Your husband rejoins you and you all set off down the mountain. Happy to be heading “home” or, at the very least, towards a place that doesn’t have thousands of boulders and trees, you trudge down the tundra meadow, bypassing snow fields because you’re too tired to care. After climbing down a precarious small cliff face, you will be surprised to see a cairn (a stack of rocks to mark a trail). It is pronounced Karen, but please do not think that it is a woman. Although, if you see a woman named Karen, feel free to ask her where the trail is. The National Park Service might be hiring Karens to stand by piles of rocks and tell weary hikers where to go.
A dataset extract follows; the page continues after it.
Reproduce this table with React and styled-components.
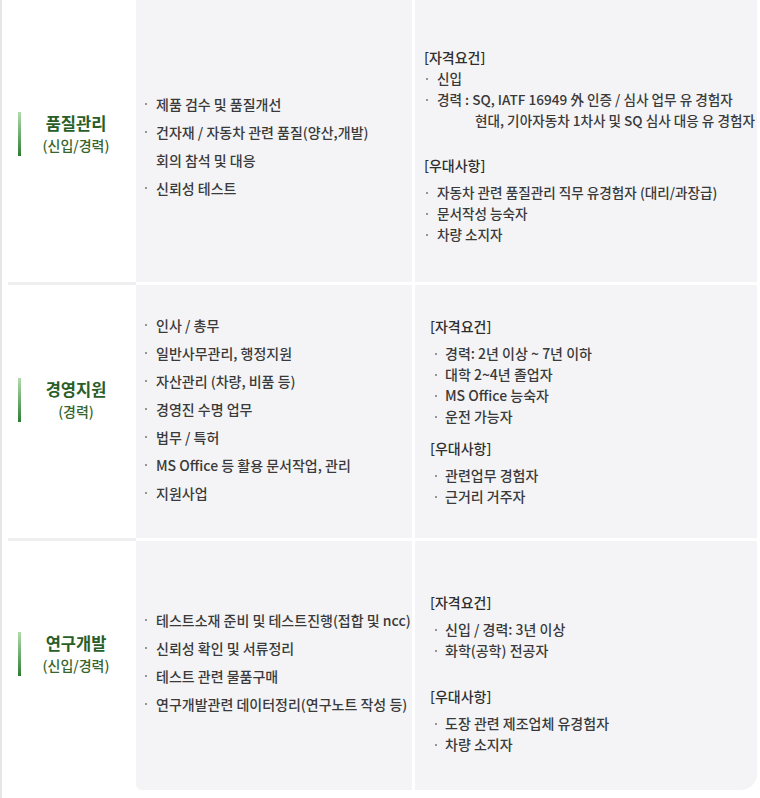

We need to create jobs, you know.

The irony of the situation will hit you that a cairn marks a trail and you’ve been explicitly told that there is no trail. So you follow the cairn and, lo and behold, you find a trail. Granted it’s steep, but it is a path that guides you and shows you where to go. A path that several hours prior, you had not known existed.

This is now a walk in the park for you, like a lovely stroll down a meandering pathway in a garden of roses. Sure, you’re still sweaty and exhausted. Sure, your mother is wearing what Robinson Crusoe would have worn in the 70s. But still, you’re on a path, headed in an actual direction towards an actual landmark.

The trail eventually leads you back to Sandbeach Lake, where your mom enjoins you to put your feet in the water with her. It is freezing and you worry about leeches. Also, at this point, there is only room in your brain for the question, “Where is the car?”

You begin the 4.5 mile trudge back down the trail to your car. There is no time for dilly-dallying. It is time to be off this monstrous trail. You eventually begin to feel the rhythmic pounding of your feet through the soles of your shoes. For a good while, the trail just seems to be going horizontally across the side of the mountain, which is depressing because your car is at the foot of the mountain and you know that you can’t be close if you’re still waltzing across the mid-section of this hunk of land. When the trail starts to descend, your primitive, tired-hiker brain says, “DOWN!” and you start running down the trail saying, “Down, down, down, down…” over and over again. When you reach a sign that tells you you’re only 1.2 miles from the car, you rejoice heartily. Unfortunately, that sign must be a mistake because every time you think you’re close to the car, you turn the corner and see more trail. You become despondent. You lose hope that you will ever see civilization again. Goodbye, cruel world. If you need me, I’ll be on the Sandbeach Lake trail, walking towards the car oasis that disappears when you approach it.

Finally, though, you do make it to the car. You did it. You’ve been walking/climbing/trudging for 7 hours and you’re finally there. You collapse in the backseat and begin your pre-nap routine of closing your eyes and turning off your ears.

Even though your hiking party did not make it to the top of any mountain, you are proud of yourselves for even trying. Maybe again in six years, you will finally make it to the top of Chief’s Head.